To familiarize students with the precise problems posed by Literature to philosophy, and vice-versa. To study the philosophical nature of the grounding concepts of literature—such as textuality, narrativity, fictionality, and intransitivity. To grasp the singular demand placed by these concepts and problems, and by literary discourse in general, on philosophical conceptualization of being, truth, knowledge, value, creation, temporality, space, language and the human condition. To examine the relation of literary discourse to that of politics, morality, myth, history, and science.

Course Content

The course examines the philosophical bases and problems that define key literary and literary-theoretical concepts, such as text, context, paratext, literary history, narration, meaning, interpretation, voice, style, literary specificity.Through the study texts of philosophy (both Anglo-American and European), literature and literary theory, which have influenced or responded to each other, the following topics and questions will be addressed: The ontological status of the text-context discontinuity; Through what concept of difference do we think the specificity of the literary?
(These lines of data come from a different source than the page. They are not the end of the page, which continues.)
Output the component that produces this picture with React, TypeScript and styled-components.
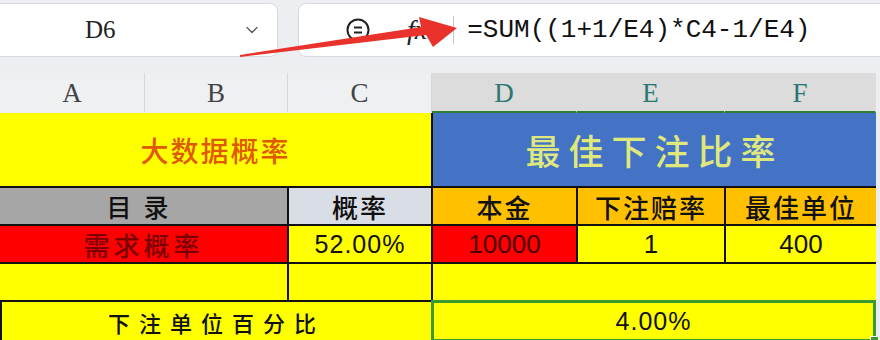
import React from 'react'
import styled, { createGlobalStyle } from 'styled-components'
import { ChevronDown } from 'lucide-react'

const GlobalStyle = createGlobalStyle`
  html, body {
    margin: 0;
    padding: 0;
    background: #eceef1;
    overflow: hidden;
  }
`

const CJK = `"Noto Sans CJK SC", "Noto Sans", sans-serif`
const MONO = `"Liberation Mono", "DejaVu Sans Mono", monospace`
const SERIF = `"Liberation Serif", "DejaVu Serif", serif`

const Page = styled.div`
  position: relative;
  width: 880px;
  height: 340px;
  overflow: hidden;
`

const TopBar = styled.div`
  display: flex;
  gap: 20px;
  padding-top: 3px;
  height: 54px;
  margin-bottom: 16px;
`

const NameBox = styled.div`
  display: flex;
  align-items: center;
  width: 288px;
  margin-left: -10px;
  padding-left: 94px;
  padding-right: 15px;
  box-sizing: border-box;
  background: #fff;
  border: 1px solid #d6d9de;
  border-radius: 8px;
  font-family: ${SERIF};
  font-size: 25px;
  color: #222;
`

const Chevron = styled(ChevronDown)`
  margin-left: auto;
  color: #555;
`

const FormulaBox = styled.div`
  flex: 1;
  margin-right: -10px;
  display: flex;
  align-items: center;
  padding-left: 46px;
  background: #fff;
  border: 1px solid #d6d9de;
  border-radius: 8px;
`

const Fx = styled.span`
  margin-left: 36px;
  font-family: ${SERIF};
  font-style: italic;
  font-size: 28px;
  color: #222;
`

const Divider = styled.span`
  width: 1px;
  height: 28px;
  margin-left: 26px;
  background: #c4c7cc;
`

const Formula = styled.span`
  margin-left: 13px;
  font-family: ${MONO};
  font-size: 26px;
  color: #111;
  white-space: pre;
`

const HeaderRow = styled.div`
  display: grid;
  grid-template-columns: 145px 143px 144px 145px 148px 151px;
  height: 40px;
`

const ColHead = styled.div<{ $sel?: boolean }>`
  display: flex;
  align-items: center;
  justify-content: center;
  box-sizing: border-box;
  padding-top: 2px;
  background: ${p => (p.$sel ? '#dcdcdc' : '#eff0f2')};
  border-right: 1px solid ${p => (p.$sel ? '#dcdcdc' : '#d6d8db')};
  border-bottom: 2px solid ${p => (p.$sel ? '#2e7d32' : '#eff0f2')};
  font-family: ${SERIF};
  font-size: 27px;
  color: ${p => (p.$sel ? '#2a7873' : '#444')};
`

const Grid = styled.div`
  display: grid;
  grid-template-columns: 144px 141px 142px 143px 146px 150px;
  grid-template-rows: 73px 36px 36px 36px 40px;
  column-gap: 2px;
  row-gap: 2px;
  width: 876px;
  background: #111;
`

const Cell = styled.div<{
  $span?: number
  $bg: string
  $color?: string
  $size?: number
  $spacing?: number
  $latin?: boolean
  $edge?: boolean
  $picked?: boolean
}>`
  position: relative;
  grid-column: span ${p => p.$span ?? 1};
  display: flex;
  align-items: center;
  justify-content: center;
  box-sizing: border-box;
  background: ${p => p.$bg};
  color: ${p => p.$color ?? '#111'};
  font-family: ${p => (p.$latin ? `"Liberation Sans", Arial, sans-serif` : CJK)};
  font-weight: ${p => (p.$latin ? 400 : 500)};
  font-size: ${p => p.$size ?? 24}px;
  letter-spacing: ${p => p.$spacing ?? 0}px;
  ${p => (p.$edge ? 'border-left: 2px solid #111;' : '')}
  ${p => (p.$picked ? 'box-shadow: inset 0 0 0 3px #3b9a2f; margin: -2px 0 0 -2px;' : '')}
`

const Handle = styled.span`
  position: absolute;
  right: -3px;
  bottom: -3px;
  width: 7px;
  height: 7px;
  background: #3b9a2f;
  border: 1px solid #fff;
`

const Arrow = styled.svg`
  position: absolute;
  left: 0;
  top: 0;
  pointer-events: none;
`

const EqIcon = () => (
  <svg width="26" height="26" viewBox="0 0 26 26" fill="none" stroke="#222" strokeWidth="2">
    <circle cx="13" cy="13" r="10.5" />
    <path d="M9 10.5H17M9 15.5H17" />
  </svg>
)

export default function App() {
  return (
    <Page>
      <GlobalStyle />
      <TopBar>
        <NameBox>
          D6
          <Chevron size={20} strokeWidth={1.5} />
        </NameBox>
        <FormulaBox>
          <EqIcon />
          <Fx>fx</Fx>
          <Divider />
          <Formula>=SUM((1+1/E4)*C4-1/E4)</Formula>
        </FormulaBox>
      </TopBar>

      <HeaderRow>
        <ColHead>A</ColHead>
        <ColHead>B</ColHead>
        <ColHead>C</ColHead>
        <ColHead $sel>D</ColHead>
        <ColHead $sel>E</ColHead>
        <ColHead $sel>F</ColHead>
      </HeaderRow>

      <Grid>
        <Cell $span={3} $bg="#ffff00" $color="#e05800" $size={28} $spacing={2}>大数据概率</Cell>
        <Cell $span={3} $bg="#4472c4" $color="#dfe87c" $size={35} $spacing={8}>最佳下注比率</Cell>

        <Cell $span={2} $bg="#a6a6a6" $size={25} $spacing={12}>目录</Cell>
        <Cell $bg="#d9dde5" $size={26} $spacing={2}>概率</Cell>
        <Cell $bg="#ffc000" $size={26} $spacing={2}>本金</Cell>
        <Cell $bg="#ffc000" $size={26} $spacing={2}>下注赔率</Cell>
        <Cell $bg="#ffc000" $size={26} $spacing={2}>最佳单位</Cell>

        <Cell $span={2} $bg="#ff0000" $color="#7a0000" $size={26} $spacing={4}>需求概率</Cell>
        <Cell $bg="#ffff00" $latin $size={25} $spacing={1}>52.00%</Cell>
        <Cell $bg="#ff0000" $color="#4a0000" $latin $size={26}>10000</Cell>
        <Cell $bg="#ffff00" $latin $size={26}>1</Cell>
        <Cell $bg="#ffff00" $latin $size={26}>400</Cell>

        <Cell $span={2} $bg="#ffff00" />
        <Cell $bg="#ffff00" />
        <Cell $span={3} $bg="#ffff00" />

        <Cell $span={3} $bg="#ffff00" $edge $size={22} $spacing={9}>下注单位百分比</Cell>
        <Cell $span={3} $bg="#ffff00" $latin $size={25} $spacing={1} $picked>
          4.00%
          <Handle />
        </Cell>
      </Grid>

      <Arrow width="880" height="80" viewBox="0 0 880 80">
        <polygon
          points="240,57 240,55 421,27 419,17 457,28 433,47 426,35"
          fill="#e8322b"
        />
      </Arrow>
    </Page>
  )
}
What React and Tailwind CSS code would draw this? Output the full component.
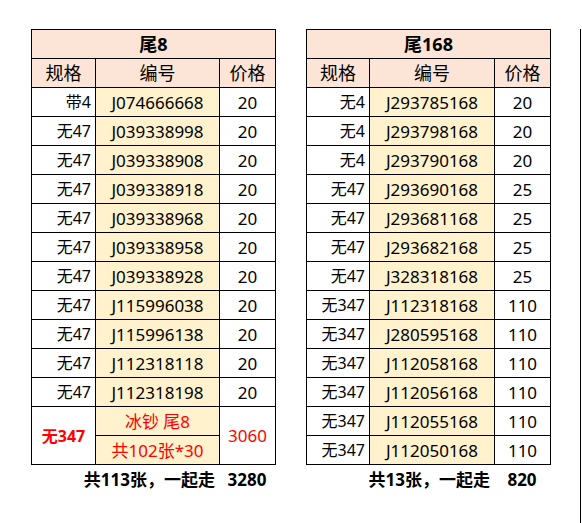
import React from "react";

const left = [
  ["带4", "J074666668", "20"],
  ["无47", "J039338998", "20"],
  ["无47", "J039338908", "20"],
  ["无47", "J039338918", "20"],
  ["无47", "J039338968", "20"],
  ["无47", "J039338958", "20"],
  ["无47", "J039338928", "20"],
  ["无47", "J115996038", "20"],
  ["无47", "J115996138", "20"],
  ["无47", "J112318118", "20"],
  ["无47", "J112318198", "20"],
];

const right = [
  ["无4", "J293785168", "20"],
  ["无4", "J293798168", "20"],
  ["无4", "J293790168", "20"],
  ["无47", "J293690168", "25"],
  ["无47", "J293681168", "25"],
  ["无47", "J293682168", "25"],
  ["无47", "J328318168", "25"],
  ["无347", "J112318168", "110"],
  ["无347", "J280595168", "110"],
  ["无347", "J112058168", "110"],
  ["无347", "J112056168", "110"],
  ["无347", "J112055168", "110"],
  ["无347", "J112050168", "110"],
];

function Table({ title, rows, cols, extra, total, sum }) {
  return (
    <div className="flex flex-col">
      <table className="border-collapse table-fixed" style={{ width: cols[0] + cols[1] + cols[2] + 1 }}>
        <colgroup>
          <col style={{ width: cols[0] }} />
          <col style={{ width: cols[1] }} />
          <col style={{ width: cols[2] }} />
        </colgroup>
        <thead>
          <tr className="h-[29px] bg-[#fce4d6]">
            <th colSpan={3} className="border border-black p-0 text-center font-bold text-[18px] leading-none">
              {title}
            </th>
          </tr>
          <tr className="h-[29px] bg-[#fce4d6]">
            <th className="border border-black p-0 text-center font-normal text-[18px] leading-none">规格</th>
            <th className="border border-black p-0 text-center font-normal text-[18px] leading-none">编号</th>
            <th className="border border-black p-0 text-center font-normal text-[18px] leading-none">价格</th>
          </tr>
        </thead>
        <tbody>
          {rows.map((r, i) => (
            <tr key={i} className="h-[29px]">
              <td className="border border-black p-0 pr-[4px] text-right text-[16px] leading-none bg-white">{r[0]}</td>
              <td className="border border-black p-0 text-center text-[17px] leading-none bg-[#fff2cc]">{r[1]}</td>
              <td className="border border-black p-0 text-center text-[17px] leading-none bg-white">{r[2]}</td>
            </tr>
          ))}
          {extra && (
            <>
              <tr className="h-[29px]">
                <td rowSpan={2} className="border border-black p-0 text-center text-[16px] font-bold leading-none text-[#ff0000] bg-white">
                  无347
                </td>
                <td className="border border-black p-0 text-center text-[17px] leading-none text-[#ff0000] bg-[#fff2cc]">
                  冰钞 尾8
                </td>
                <td rowSpan={2} className="border border-black p-0 text-center text-[17px] leading-none text-[#ff0000] bg-white">
                  3060
                </td>
              </tr>
              <tr className="h-[29px]">
                <td className="border border-black p-0 text-center text-[17px] leading-none text-[#ff0000] bg-[#fff2cc]">
                  共102张*30
                </td>
              </tr>
            </>
          )}
        </tbody>
      </table>
      <div className="flex h-[29px] items-center font-bold text-[17px] leading-none">
        <div style={{ width: cols[0] }} />
        <div className="flex justify-end pr-[4px] whitespace-nowrap" style={{ width: cols[1] }}>
          <span>{total}</span>
        </div>
        <div className="flex justify-center" style={{ width: cols[2] }}>
          {sum}
        </div>
      </div>
    </div>
  );
}

export default function App() {
  return (
    <div
      className="flex h-[523px] items-start bg-white pt-[29px] pl-[31px] text-black overflow-hidden"
      style={{ fontFamily: '"Noto Sans", "Noto Sans CJK SC", sans-serif' }}
    >
      <Table title="尾8" rows={left} cols={[64, 124, 56]} extra total="共113张，一起走" sum="3280" />
      <div className="w-[30px] shrink-0" />
      <Table title="尾168" rows={right} cols={[63, 125, 56]} total="共13张，一起走" sum="820" />
      <div className="w-[29px] shrink-0" />
      <div className="self-stretch border-l border-black w-px shrink-0" />
    </div>
  );
}
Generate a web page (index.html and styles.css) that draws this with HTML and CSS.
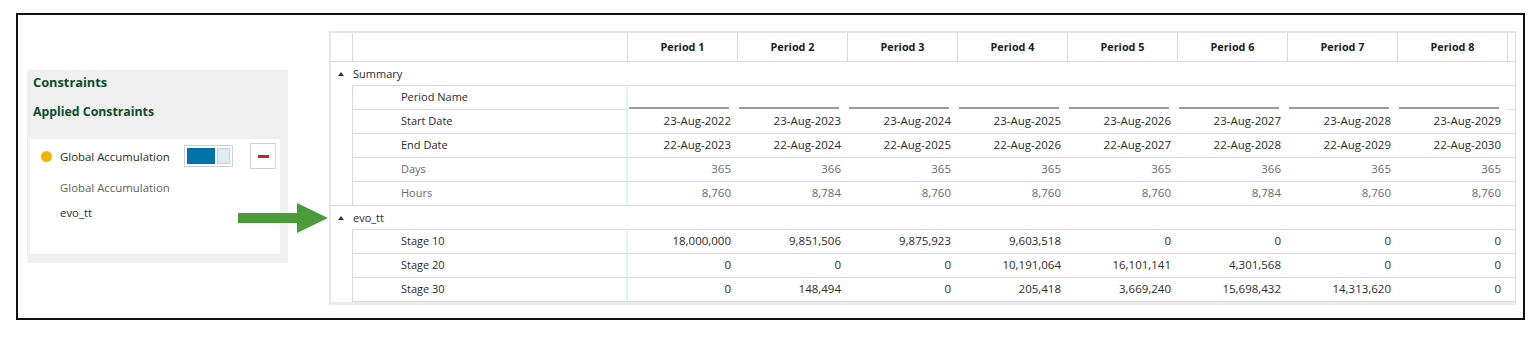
FILE: index.html
```html
<!DOCTYPE html>
<html lang="en">
<head>
    <meta charset="UTF-8">
    <meta name="viewport" content="width=device-width, initial-scale=1.0">
    <title>Constraints - Period Summary</title>
    <link rel="stylesheet" href="styles.css">
</head>
<body>
    <div class="frame">
        <aside class="constraints">
            <h3 class="constraints-title">Constraints</h3>
            <h3 class="constraints-sub">Applied Constraints</h3>
            <div class="constraint-card">
                <div class="constraint-row">
                    <span class="dot"></span>
                    <span class="constraint-name">Global Accumulation</span>
                    <span class="toggle"><span class="toggle-on"></span><span class="toggle-off"></span></span>
                    <button class="remove-btn" title="Remove"><span></span></button>
                </div>
                <div class="constraint-type">Global Accumulation</div>
                <div class="constraint-model">evo_tt</div>
            </div>
        </aside>

        <div class="arrow">
            <svg width="90" height="30" viewBox="0 0 90 30">
                <polygon points="0,10 59,10 59,0 90,15 59,30 59,20 0,20" fill="#4b9b3a"/>
            </svg>
        </div>

        <div class="grid">
            <!-- header -->
            <div class="row head">
                <div class="gutter"></div>
                <div class="label"></div>
                <div class="cell">Period 1</div>
                <div class="cell">Period 2</div>
                <div class="cell">Period 3</div>
                <div class="cell">Period 4</div>
                <div class="cell">Period 5</div>
                <div class="cell">Period 6</div>
                <div class="cell">Period 7</div>
                <div class="cell">Period 8</div>
                <div class="filler"></div>
            </div>

            <!-- Summary group -->
            <div class="row group">
                <span class="caret"></span>Summary
            </div>
            <div class="row sub">
                <div class="gutter"></div>
                <div class="label">Period Name</div>
                <div class="cell"><span class="input"></span></div>
                <div class="cell"><span class="input"></span></div>
                <div class="cell"><span class="input"></span></div>
                <div class="cell"><span class="input"></span></div>
                <div class="cell"><span class="input"></span></div>
                <div class="cell"><span class="input"></span></div>
                <div class="cell"><span class="input"></span></div>
                <div class="cell"><span class="input"></span></div>
                <div class="filler"></div>
            </div>
            <div class="row sub after-input">
                <div class="gutter"></div>
                <div class="label">Start Date</div>
                <div class="cell">23-Aug-2022</div>
                <div class="cell">23-Aug-2023</div>
                <div class="cell">23-Aug-2024</div>
                <div class="cell">23-Aug-2025</div>
                <div class="cell">23-Aug-2026</div>
                <div class="cell">23-Aug-2027</div>
                <div class="cell">23-Aug-2028</div>
                <div class="cell">23-Aug-2029</div>
                <div class="filler"></div>
            </div>
            <div class="row sub">
                <div class="gutter"></div>
                <div class="label">End Date</div>
                <div class="cell">22-Aug-2023</div>
                <div class="cell">22-Aug-2024</div>
                <div class="cell">22-Aug-2025</div>
                <div class="cell">22-Aug-2026</div>
                <div class="cell">22-Aug-2027</div>
                <div class="cell">22-Aug-2028</div>
                <div class="cell">22-Aug-2029</div>
                <div class="cell">22-Aug-2030</div>
                <div class="filler"></div>
            </div>
            <div class="row sub muted">
                <div class="gutter"></div>
                <div class="label">Days</div>
                <div class="cell">365</div>
                <div class="cell">366</div>
                <div class="cell">365</div>
                <div class="cell">365</div>
                <div class="cell">365</div>
                <div class="cell">366</div>
                <div class="cell">365</div>
                <div class="cell">365</div>
                <div class="filler"></div>
            </div>
            <div class="row sub muted">
                <div class="gutter"></div>
                <div class="label">Hours</div>
                <div class="cell">8,760</div>
                <div class="cell">8,784</div>
                <div class="cell">8,760</div>
                <div class="cell">8,760</div>
                <div class="cell">8,760</div>
                <div class="cell">8,784</div>
                <div class="cell">8,760</div>
                <div class="cell">8,760</div>
                <div class="filler"></div>
            </div>

            <!-- evo_tt group -->
            <div class="row group">
                <span class="caret"></span>evo_tt
            </div>
            <div class="row sub">
                <div class="gutter"></div>
                <div class="label">Stage 10</div>
                <div class="cell">18,000,000</div>
                <div class="cell">9,851,506</div>
                <div class="cell">9,875,923</div>
                <div class="cell">9,603,518</div>
                <div class="cell">0</div>
                <div class="cell">0</div>
                <div class="cell">0</div>
                <div class="cell">0</div>
                <div class="filler"></div>
            </div>
            <div class="row sub">
                <div class="gutter"></div>
                <div class="label">Stage 20</div>
                <div class="cell">0</div>
                <div class="cell">0</div>
                <div class="cell">0</div>
                <div class="cell">10,191,064</div>
                <div class="cell">16,101,141</div>
                <div class="cell">4,301,568</div>
                <div class="cell">0</div>
                <div class="cell">0</div>
                <div class="filler"></div>
            </div>
            <div class="row sub last">
                <div class="gutter"></div>
                <div class="label">Stage 30</div>
                <div class="cell">0</div>
                <div class="cell">148,494</div>
                <div class="cell">0</div>
                <div class="cell">205,418</div>
                <div class="cell">3,669,240</div>
                <div class="cell">15,698,432</div>
                <div class="cell">14,313,620</div>
                <div class="cell">0</div>
                <div class="filler"></div>
            </div>
        </div>
    </div>
</body>
</html>
```

FILE: styles.css
```css
* {
    box-sizing: border-box;
}

body {
    margin: 0;
    font-family: "Open Sans", "Noto Sans", sans-serif;
    color: #2b2b2b;
    background: #fff;
}

.frame {
    position: relative;
    display: flex;
    align-items: flex-start;
    width: 1509px;
    height: 307px;
    margin: 13px 0 0 16px;
    padding: 16px 0 0 9px;
    border: 2px solid #111;
}

/* left constraints panel */

.constraints {
    width: 261px;
    height: 193px;
    margin-top: 39px;
    padding: 3px 8px 0 3px;
    background: #f0f0f0;
}

.constraints h3 {
    margin: 0;
    padding-left: 3px;
    color: #0a4e2a;
    font-weight: 700;
    line-height: 18px;
}

.constraints-title {
    font-size: 12.8px;
}

.constraints-sub {
    margin-top: 12px !important;
    font-size: 12.3px;
}

.constraint-card {
    height: 115px;
    margin-top: 18px;
    padding: 4px 0 0 11px;
    background: #fff;
    font-size: 11.4px;
}

.constraint-row {
    display: flex;
    align-items: center;
    height: 26px;
}

.dot {
    width: 11px;
    height: 11px;
    border-radius: 50%;
    background: #f5b400;
}

.constraint-name {
    width: 124px;
    margin-left: 8px;
}

.toggle {
    display: flex;
    gap: 2px;
    width: 49px;
    height: 22px;
    padding: 2px;
    border: 1px solid #cfcfe0;
    background: #fff;
}

.toggle-on {
    width: 28px;
    background: #0073a8;
}

.toggle-off {
    width: 13px;
    background: #dcebf4;
    border: 1px solid #c4d6e4;
}

.remove-btn {
    display: flex;
    align-items: center;
    justify-content: center;
    width: 26px;
    height: 26px;
    margin-left: 17px;
    padding: 0;
    border: 1px solid #d0d0e0;
    background: #fff;
    cursor: pointer;
}

.remove-btn span {
    width: 11px;
    height: 3px;
    background: #c8232c;
}

.constraint-type,
.constraint-model {
    margin-left: 19px;
    line-height: 16px;
}

.constraint-type {
    margin-top: 11px;
    color: #606060;
}

.constraint-model {
    margin-top: 9px;
}

/* pointer arrow */

.arrow {
    position: absolute;
    left: 220px;
    top: 188px;
    line-height: 0;
}

/* period grid */

.grid {
    width: 1187px;
    margin-left: 41px;
    border-top: 2px solid #e6e6e6;
    border-left: 2px solid #e6e6e6;
    border-bottom: 3px solid #ececec;
    border-right: 1px solid #d7d7e5;
}

.row {
    display: grid;
    grid-template-columns: 21px 276px repeat(8, 110px) 7px;
    height: 24px;
    line-height: 21px;
}

.row.head {
    height: 28px;
    line-height: 28px;
    font-size: 10.8px;
    font-weight: 700;
    color: #222;
}

.head .label {
    border-left: 1px solid #d7d7e5;
    border-right: 1px solid #d7d7e5;
}

.head .cell {
    text-align: center;
    border-right: 1px solid #d7d7e5;
}

.row.group {
    display: flex;
    align-items: center;
    padding-left: 7px;
    border-top: 1px solid #d7d7e5;
    font-size: 11px;
}

.caret {
    width: 0;
    height: 0;
    margin-right: 9px;
    border-left: 3px solid transparent;
    border-right: 3px solid transparent;
    border-bottom: 4px solid #333;
}

.sub .label,
.sub .cell,
.sub .filler {
    border-top: 1px solid #d7d7e5;
}

.sub .label {
    padding-left: 48px;
    border-left: 1px solid #d7d7e5;
    border-right: 2px solid #e4f0fa;
    font-size: 11px;
}

.sub .cell {
    padding-right: 7px;
    text-align: right;
    font-size: 11.5px;
}

.after-input .cell {
    border-top-color: transparent;
}

.sub .input {
    display: block;
    height: 23px;
    margin: 0 2px 0 1px;
    border-bottom: 2px solid #9c9c9c;
}

.muted .label,
.muted .cell {
    color: #6a6a6a;
}

.sub.last {
    height: 25px;
}

.last .label,
.last .cell,
.last .filler {
    border-bottom: 1px solid #d7d7e5;
}
```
The epistemology of literature; Fictionality, Possible Worlds;Through what concept of existence do we distinguish literature from other phenomena, such as, hypotheses, lies, counterfactuals, dreams? Literature and/as Moral Philosophy; Is there a law of literature or does literature constitute legality itself? How does literature relate to non-literary, scientific, and everyday discourses? Life as Narrative and theories of narrative self; The relation between literature, aesthesis and reason; and emotional response to Fiction.